Short problem:
Count every line where "React" occurs. Give the total alone.

── Stored records ──

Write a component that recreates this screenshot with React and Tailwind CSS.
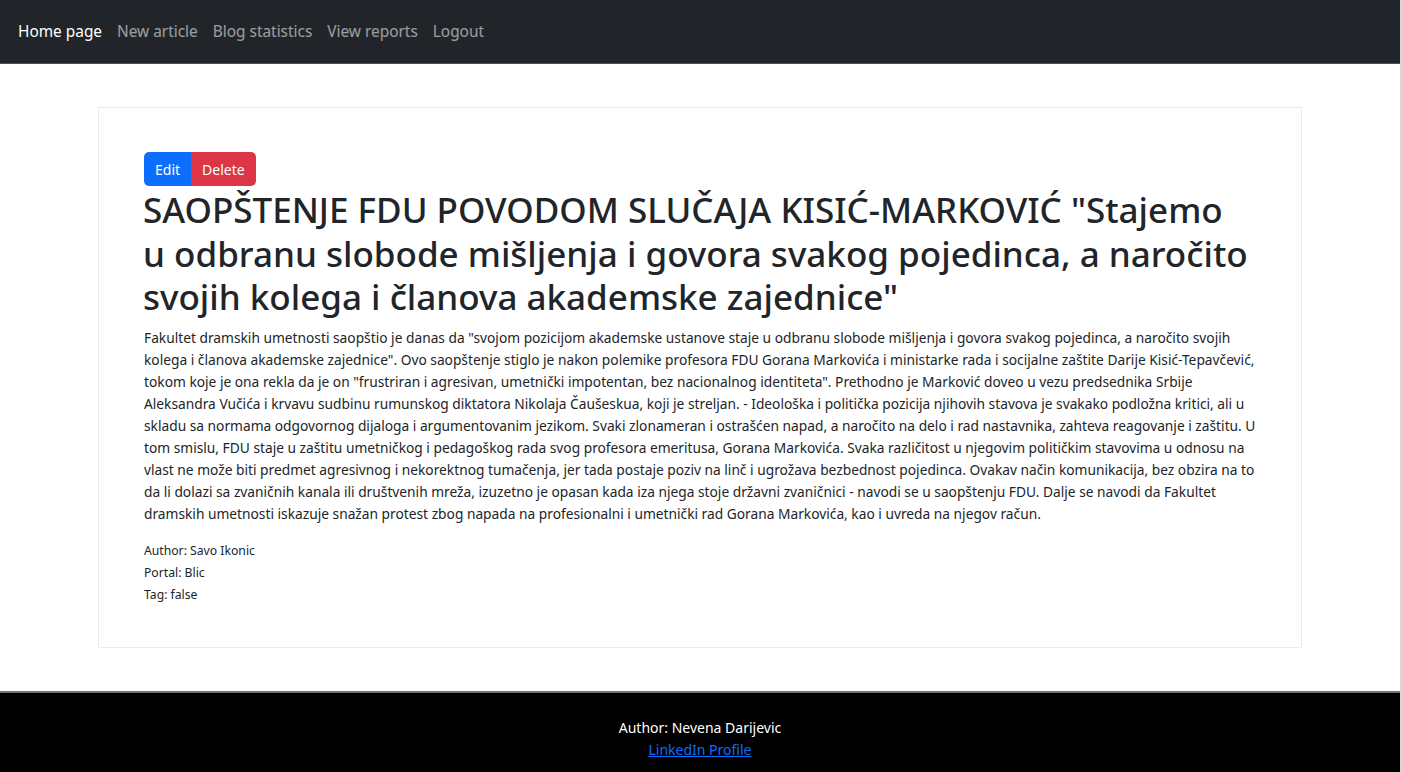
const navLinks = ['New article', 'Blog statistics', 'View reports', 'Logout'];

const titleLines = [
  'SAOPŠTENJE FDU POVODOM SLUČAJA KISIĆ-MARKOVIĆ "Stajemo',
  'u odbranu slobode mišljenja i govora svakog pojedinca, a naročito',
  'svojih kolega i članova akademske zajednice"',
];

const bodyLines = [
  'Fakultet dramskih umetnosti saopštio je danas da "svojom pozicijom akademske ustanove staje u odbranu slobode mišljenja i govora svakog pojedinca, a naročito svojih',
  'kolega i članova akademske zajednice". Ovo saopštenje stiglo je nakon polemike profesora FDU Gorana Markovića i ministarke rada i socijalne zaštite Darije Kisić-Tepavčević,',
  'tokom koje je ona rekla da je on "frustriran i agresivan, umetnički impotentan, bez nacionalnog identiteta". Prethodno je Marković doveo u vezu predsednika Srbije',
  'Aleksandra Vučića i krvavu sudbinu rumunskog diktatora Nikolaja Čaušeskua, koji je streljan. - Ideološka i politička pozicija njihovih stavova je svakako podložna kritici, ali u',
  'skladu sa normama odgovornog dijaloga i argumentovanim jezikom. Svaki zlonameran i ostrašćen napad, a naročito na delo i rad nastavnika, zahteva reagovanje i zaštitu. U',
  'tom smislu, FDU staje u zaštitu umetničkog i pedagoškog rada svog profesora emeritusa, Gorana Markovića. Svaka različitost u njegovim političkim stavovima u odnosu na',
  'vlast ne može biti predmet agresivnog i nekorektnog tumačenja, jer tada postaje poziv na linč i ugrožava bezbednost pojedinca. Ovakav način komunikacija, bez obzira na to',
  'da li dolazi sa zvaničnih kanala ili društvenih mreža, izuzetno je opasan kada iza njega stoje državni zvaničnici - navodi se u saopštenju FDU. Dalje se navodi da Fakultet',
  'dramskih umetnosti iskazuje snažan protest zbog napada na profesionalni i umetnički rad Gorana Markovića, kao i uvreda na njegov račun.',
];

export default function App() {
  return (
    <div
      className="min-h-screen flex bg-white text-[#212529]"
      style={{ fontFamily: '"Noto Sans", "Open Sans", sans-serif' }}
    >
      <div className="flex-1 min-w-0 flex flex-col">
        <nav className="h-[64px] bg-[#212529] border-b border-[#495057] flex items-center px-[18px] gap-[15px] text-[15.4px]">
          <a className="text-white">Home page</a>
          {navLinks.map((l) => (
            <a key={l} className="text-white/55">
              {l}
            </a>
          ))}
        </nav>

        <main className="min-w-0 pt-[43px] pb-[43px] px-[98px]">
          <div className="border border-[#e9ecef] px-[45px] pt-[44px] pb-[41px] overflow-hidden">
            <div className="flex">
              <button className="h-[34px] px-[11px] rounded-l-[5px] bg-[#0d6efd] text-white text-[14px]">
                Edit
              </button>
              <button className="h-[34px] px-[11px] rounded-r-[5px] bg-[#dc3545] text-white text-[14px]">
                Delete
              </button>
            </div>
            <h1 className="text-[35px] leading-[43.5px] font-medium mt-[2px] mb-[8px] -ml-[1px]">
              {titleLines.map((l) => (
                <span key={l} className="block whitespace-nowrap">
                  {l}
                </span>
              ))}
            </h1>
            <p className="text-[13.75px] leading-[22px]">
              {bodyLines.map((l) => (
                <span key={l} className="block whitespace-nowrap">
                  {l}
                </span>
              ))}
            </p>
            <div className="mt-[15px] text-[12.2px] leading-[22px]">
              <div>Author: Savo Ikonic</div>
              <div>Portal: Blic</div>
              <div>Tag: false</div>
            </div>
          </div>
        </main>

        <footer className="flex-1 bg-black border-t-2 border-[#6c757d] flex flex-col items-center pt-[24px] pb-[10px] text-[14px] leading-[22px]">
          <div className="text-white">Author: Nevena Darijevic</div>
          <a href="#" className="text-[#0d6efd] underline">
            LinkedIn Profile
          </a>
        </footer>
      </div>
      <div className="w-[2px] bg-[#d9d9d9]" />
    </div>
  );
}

───
── Stored records ──

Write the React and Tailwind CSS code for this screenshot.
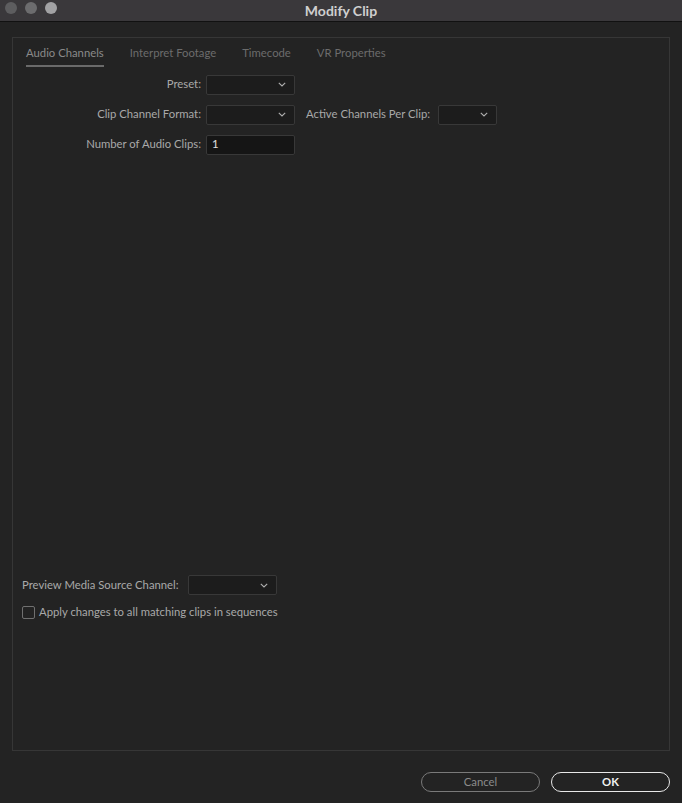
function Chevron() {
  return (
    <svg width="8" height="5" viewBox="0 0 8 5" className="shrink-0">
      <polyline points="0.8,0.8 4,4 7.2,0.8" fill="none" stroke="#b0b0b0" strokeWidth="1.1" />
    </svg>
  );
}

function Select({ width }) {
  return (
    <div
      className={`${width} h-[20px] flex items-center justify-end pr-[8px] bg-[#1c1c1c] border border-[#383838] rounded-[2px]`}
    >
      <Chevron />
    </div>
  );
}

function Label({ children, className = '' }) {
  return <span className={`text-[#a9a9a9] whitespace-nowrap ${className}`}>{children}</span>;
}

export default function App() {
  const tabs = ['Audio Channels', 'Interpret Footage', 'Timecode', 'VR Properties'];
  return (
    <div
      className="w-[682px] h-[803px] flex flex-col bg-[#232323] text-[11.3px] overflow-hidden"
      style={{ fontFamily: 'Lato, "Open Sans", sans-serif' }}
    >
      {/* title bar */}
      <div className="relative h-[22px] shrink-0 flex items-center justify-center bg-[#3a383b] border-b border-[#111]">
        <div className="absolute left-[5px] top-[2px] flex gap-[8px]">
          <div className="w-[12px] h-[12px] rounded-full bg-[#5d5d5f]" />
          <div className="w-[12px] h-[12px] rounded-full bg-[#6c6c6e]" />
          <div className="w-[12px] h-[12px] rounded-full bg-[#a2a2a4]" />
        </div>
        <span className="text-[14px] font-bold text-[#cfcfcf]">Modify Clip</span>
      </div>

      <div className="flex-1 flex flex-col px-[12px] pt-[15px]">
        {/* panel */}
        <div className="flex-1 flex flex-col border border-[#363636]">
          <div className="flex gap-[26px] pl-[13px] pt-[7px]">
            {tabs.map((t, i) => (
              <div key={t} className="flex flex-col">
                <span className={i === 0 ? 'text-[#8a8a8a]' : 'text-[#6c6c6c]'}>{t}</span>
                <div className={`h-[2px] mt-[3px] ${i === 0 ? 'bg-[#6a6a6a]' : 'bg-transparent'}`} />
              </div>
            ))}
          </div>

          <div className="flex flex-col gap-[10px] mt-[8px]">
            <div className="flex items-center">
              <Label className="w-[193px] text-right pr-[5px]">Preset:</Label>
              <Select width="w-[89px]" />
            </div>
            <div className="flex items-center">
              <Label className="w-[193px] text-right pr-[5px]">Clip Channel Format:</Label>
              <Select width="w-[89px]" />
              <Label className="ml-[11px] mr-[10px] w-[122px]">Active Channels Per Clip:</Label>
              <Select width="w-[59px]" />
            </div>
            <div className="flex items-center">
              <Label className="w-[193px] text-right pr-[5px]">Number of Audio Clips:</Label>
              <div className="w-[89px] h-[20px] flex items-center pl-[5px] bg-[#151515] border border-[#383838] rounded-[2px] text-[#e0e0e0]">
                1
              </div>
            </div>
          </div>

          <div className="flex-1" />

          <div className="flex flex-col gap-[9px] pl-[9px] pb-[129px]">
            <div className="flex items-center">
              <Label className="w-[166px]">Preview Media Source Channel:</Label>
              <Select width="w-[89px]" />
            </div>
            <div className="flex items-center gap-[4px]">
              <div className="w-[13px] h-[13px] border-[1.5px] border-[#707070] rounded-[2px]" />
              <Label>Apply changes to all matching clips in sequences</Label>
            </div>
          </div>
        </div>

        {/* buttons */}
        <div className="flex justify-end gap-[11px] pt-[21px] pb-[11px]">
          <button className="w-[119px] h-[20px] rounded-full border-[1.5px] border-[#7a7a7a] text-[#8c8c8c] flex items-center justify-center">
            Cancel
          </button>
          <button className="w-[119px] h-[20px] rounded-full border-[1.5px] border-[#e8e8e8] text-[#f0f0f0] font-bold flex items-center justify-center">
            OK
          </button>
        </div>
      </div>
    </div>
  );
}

───
── Stored records ──

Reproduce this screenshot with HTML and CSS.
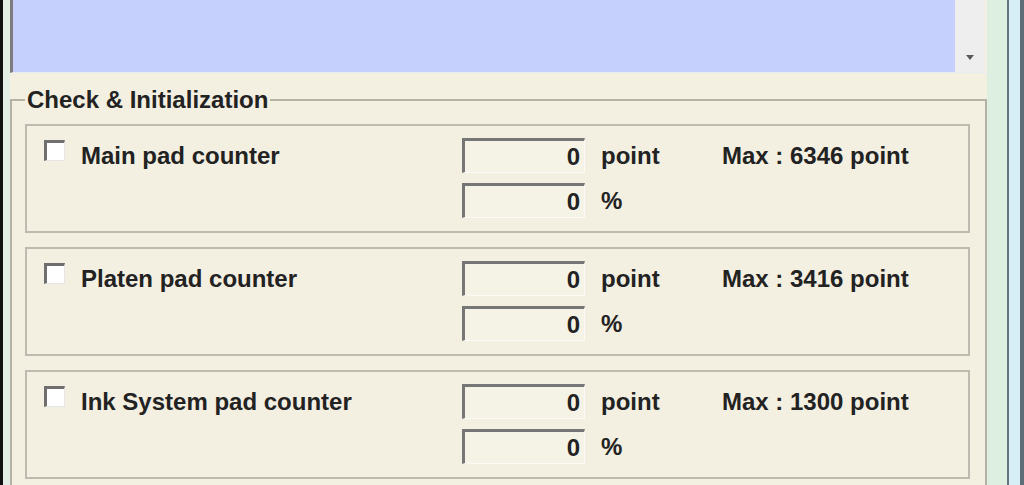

───

Output for this exercise:
2